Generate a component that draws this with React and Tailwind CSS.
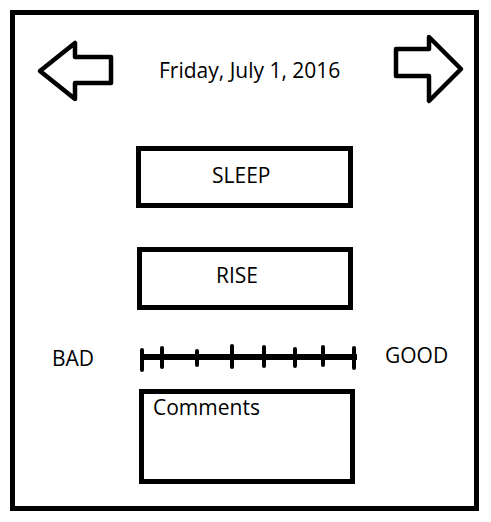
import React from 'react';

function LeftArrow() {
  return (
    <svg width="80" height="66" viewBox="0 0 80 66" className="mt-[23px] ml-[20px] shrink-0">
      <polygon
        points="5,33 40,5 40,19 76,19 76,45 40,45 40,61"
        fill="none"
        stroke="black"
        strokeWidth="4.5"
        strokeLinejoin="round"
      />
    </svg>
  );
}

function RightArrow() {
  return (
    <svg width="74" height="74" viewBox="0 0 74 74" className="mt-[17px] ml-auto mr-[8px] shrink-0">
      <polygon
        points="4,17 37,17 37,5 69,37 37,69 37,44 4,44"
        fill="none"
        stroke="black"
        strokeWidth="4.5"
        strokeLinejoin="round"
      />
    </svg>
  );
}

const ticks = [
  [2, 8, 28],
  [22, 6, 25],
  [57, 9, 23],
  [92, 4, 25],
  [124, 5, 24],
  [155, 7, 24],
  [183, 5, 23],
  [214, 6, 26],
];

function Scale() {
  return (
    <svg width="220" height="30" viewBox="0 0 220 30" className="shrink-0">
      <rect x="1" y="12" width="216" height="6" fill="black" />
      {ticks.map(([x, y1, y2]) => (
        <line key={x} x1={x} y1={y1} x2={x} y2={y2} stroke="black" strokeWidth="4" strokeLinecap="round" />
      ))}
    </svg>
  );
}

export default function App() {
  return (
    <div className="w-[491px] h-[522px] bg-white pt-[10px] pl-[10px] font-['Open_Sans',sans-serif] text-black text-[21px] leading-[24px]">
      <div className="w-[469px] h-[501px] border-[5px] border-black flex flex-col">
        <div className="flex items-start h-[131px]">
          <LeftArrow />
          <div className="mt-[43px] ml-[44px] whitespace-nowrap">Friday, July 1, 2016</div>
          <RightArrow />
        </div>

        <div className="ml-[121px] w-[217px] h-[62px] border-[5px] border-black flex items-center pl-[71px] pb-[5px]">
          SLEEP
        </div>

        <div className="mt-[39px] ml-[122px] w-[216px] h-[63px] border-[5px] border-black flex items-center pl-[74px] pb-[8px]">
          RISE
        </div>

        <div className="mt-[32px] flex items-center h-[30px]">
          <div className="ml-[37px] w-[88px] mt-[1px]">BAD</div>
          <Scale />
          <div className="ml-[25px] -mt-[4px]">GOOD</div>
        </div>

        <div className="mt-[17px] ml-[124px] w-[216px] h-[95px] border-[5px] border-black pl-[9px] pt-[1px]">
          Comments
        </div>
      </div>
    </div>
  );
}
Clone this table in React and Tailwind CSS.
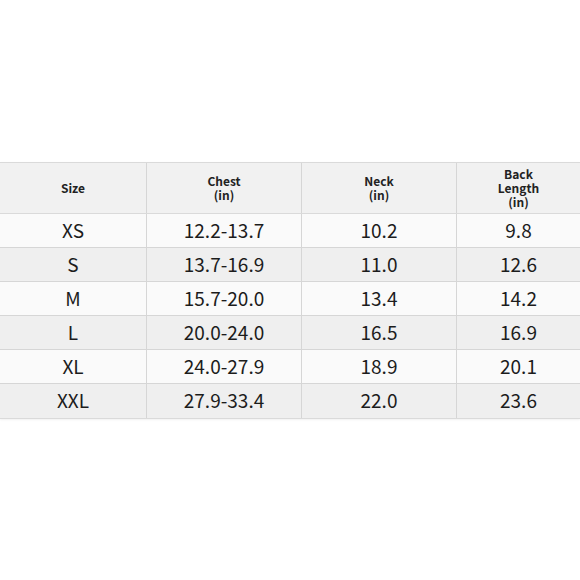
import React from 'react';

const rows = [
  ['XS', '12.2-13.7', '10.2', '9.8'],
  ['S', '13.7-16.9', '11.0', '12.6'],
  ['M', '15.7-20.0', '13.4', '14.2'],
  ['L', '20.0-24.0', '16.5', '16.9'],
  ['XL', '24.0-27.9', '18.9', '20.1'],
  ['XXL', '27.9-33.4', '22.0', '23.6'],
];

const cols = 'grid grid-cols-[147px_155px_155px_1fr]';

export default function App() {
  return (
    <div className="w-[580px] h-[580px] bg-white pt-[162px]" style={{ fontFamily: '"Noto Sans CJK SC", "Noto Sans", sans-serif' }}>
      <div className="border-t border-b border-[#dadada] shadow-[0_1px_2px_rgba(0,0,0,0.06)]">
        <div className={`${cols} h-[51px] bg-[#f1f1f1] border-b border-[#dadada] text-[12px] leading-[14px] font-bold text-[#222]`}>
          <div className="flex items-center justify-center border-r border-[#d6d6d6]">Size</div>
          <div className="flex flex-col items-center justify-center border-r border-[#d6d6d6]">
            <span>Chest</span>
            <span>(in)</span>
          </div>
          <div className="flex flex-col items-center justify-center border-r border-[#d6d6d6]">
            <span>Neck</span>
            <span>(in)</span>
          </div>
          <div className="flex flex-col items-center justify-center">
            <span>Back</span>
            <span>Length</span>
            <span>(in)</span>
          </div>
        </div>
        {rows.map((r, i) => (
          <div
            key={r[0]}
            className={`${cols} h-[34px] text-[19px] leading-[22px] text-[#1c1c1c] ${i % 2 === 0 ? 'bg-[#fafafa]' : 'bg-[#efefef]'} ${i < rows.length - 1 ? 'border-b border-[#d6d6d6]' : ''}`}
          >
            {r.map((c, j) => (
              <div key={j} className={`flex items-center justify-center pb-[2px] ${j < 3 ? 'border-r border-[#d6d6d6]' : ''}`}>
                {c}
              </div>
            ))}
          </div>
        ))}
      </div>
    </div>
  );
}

++++++++++

» **Task to complete**:
Would you restate, exactly and with no pictures, the lines of the entries above from the one containing "Clone this table in React and Tailwind CSS." through the one containing "const cols = 'grid"?

» **Correct answer**:
Clone this table in React and Tailwind CSS.
import React from 'react';

const rows = [
  ['XS', '12.2-13.7', '10.2', '9.8'],
  ['S', '13.7-16.9', '11.0', '12.6'],
  ['M', '15.7-20.0', '13.4', '14.2'],
  ['L', '20.0-24.0', '16.5', '16.9'],
  ['XL', '24.0-27.9', '18.9', '20.1'],
  ['XXL', '27.9-33.4', '22.0', '23.6'],
];

const cols = 'grid grid-cols-[147px_155px_155px_1fr]';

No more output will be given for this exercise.